== Supplied information ==

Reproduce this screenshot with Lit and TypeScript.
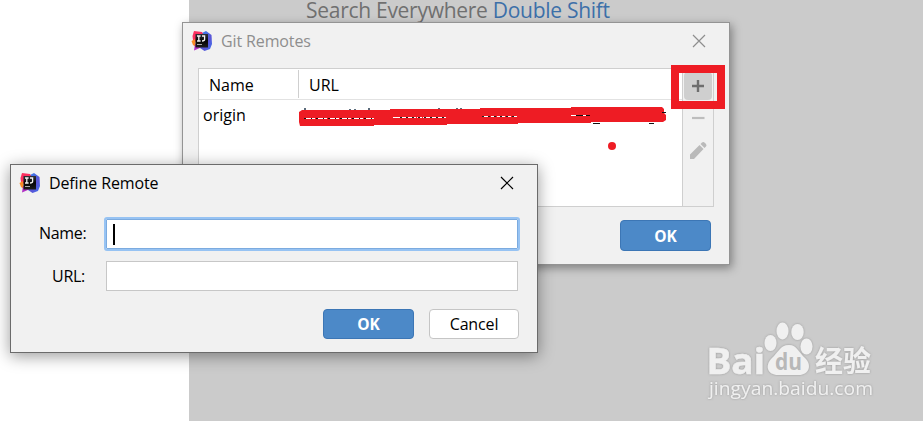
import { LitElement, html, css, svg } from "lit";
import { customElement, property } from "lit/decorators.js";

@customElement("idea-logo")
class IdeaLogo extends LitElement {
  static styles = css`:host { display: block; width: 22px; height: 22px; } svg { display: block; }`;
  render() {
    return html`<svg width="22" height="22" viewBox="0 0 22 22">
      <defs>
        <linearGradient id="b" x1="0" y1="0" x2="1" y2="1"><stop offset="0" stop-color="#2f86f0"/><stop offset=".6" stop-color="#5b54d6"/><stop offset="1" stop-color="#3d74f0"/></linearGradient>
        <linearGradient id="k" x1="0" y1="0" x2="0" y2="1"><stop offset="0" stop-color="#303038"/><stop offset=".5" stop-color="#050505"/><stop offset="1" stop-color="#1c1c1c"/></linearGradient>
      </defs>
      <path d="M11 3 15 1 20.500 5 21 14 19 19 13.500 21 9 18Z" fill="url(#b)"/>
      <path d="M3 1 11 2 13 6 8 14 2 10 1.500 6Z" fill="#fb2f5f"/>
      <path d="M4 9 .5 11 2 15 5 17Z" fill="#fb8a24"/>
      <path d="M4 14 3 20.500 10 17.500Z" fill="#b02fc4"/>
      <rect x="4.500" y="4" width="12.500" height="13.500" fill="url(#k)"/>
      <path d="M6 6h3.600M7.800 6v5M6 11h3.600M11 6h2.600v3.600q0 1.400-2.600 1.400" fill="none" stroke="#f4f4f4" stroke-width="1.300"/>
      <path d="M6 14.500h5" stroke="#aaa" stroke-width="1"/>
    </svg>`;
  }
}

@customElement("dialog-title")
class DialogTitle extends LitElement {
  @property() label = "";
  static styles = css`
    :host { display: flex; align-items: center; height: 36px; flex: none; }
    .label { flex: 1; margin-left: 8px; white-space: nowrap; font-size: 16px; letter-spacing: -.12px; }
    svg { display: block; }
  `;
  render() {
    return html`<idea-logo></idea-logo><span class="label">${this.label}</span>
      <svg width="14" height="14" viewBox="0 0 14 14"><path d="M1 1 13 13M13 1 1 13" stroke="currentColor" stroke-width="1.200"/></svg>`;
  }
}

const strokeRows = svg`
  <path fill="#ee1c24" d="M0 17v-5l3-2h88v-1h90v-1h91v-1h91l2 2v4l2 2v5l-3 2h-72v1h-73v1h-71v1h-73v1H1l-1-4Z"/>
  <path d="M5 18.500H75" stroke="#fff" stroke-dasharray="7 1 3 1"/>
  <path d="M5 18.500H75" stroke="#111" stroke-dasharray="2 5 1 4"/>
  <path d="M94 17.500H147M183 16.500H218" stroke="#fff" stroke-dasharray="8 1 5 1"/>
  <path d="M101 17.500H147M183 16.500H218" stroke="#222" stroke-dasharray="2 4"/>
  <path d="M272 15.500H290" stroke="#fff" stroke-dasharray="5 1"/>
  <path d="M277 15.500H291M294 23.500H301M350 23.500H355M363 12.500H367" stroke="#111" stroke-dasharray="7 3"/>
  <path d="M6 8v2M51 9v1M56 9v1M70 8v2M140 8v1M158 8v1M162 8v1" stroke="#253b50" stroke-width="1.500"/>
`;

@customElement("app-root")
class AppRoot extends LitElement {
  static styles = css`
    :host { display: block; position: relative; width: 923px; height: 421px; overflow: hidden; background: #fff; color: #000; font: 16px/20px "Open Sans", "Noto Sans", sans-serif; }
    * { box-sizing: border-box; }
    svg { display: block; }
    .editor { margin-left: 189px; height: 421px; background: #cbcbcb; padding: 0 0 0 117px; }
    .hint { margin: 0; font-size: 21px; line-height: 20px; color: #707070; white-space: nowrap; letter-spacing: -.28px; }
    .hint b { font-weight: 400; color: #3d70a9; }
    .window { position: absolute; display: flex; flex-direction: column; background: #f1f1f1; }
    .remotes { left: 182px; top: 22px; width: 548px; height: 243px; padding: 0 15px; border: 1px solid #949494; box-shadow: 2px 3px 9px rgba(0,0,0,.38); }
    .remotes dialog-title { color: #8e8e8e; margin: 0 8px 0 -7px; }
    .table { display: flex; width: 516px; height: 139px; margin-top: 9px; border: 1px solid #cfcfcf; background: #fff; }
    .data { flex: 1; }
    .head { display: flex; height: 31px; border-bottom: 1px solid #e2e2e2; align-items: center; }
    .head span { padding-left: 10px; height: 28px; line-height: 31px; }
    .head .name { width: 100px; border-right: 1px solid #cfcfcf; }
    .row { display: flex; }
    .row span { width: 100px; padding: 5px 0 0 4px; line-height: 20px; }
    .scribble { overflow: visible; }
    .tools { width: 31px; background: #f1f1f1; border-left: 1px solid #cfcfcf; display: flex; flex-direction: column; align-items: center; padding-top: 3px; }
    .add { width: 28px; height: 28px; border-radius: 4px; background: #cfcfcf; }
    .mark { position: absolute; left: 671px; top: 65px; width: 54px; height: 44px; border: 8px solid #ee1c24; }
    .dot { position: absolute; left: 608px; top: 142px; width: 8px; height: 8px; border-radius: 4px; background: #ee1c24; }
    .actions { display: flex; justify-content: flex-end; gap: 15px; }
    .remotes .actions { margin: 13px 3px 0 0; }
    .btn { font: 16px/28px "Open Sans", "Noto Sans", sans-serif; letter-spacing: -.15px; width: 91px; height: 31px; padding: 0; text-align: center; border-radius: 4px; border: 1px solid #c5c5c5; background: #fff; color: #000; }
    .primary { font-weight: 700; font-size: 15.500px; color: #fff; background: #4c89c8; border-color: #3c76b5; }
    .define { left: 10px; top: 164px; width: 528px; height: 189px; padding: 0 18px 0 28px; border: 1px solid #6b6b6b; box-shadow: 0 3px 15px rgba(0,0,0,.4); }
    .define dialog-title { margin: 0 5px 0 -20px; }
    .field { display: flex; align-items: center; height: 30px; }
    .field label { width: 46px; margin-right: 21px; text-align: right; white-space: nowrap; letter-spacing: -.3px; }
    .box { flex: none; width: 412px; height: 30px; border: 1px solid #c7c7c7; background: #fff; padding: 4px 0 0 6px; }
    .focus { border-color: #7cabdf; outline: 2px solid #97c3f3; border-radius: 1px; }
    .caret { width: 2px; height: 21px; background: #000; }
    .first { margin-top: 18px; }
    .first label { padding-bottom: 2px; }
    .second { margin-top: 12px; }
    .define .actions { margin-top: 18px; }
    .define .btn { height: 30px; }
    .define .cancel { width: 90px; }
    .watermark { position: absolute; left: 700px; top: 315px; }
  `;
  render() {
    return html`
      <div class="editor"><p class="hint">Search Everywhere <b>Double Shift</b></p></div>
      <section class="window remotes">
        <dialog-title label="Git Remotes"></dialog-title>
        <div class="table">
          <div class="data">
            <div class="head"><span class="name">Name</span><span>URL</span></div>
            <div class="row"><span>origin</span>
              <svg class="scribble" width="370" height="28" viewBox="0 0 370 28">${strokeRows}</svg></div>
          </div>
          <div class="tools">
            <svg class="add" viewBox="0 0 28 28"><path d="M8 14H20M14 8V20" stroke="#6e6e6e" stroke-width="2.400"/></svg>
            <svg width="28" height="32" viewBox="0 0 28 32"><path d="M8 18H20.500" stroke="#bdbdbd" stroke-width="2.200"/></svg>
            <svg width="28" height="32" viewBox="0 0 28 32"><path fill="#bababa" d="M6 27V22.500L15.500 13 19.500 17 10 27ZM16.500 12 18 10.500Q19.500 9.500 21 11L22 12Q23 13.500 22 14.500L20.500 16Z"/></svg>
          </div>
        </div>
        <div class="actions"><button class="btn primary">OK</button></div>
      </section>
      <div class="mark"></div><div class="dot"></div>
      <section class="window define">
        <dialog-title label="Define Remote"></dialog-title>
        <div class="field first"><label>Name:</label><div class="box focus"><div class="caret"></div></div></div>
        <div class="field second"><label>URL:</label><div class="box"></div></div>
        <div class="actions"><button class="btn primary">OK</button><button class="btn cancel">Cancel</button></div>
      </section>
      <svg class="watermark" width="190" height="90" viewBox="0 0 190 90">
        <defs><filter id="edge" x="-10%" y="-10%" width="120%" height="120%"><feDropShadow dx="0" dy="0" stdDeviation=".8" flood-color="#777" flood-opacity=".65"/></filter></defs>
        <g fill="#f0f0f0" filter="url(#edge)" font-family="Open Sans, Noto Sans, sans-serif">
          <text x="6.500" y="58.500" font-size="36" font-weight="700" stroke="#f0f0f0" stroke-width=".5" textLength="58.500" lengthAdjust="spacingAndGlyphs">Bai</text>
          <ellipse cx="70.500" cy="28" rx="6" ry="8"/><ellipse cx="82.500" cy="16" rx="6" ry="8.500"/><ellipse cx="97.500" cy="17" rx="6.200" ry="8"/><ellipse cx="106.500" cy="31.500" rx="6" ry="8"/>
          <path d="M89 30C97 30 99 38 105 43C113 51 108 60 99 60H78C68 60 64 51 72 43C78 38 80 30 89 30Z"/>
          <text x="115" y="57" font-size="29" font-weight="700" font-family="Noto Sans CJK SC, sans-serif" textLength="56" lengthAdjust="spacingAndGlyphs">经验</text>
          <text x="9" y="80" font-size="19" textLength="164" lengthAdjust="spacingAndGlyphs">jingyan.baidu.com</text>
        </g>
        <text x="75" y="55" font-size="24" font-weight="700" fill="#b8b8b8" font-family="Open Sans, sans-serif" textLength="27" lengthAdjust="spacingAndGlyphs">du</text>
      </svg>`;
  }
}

== Exercise directions ==
Answer with a single number: the count of lines holding the word "this".

== Completed exercise ==
2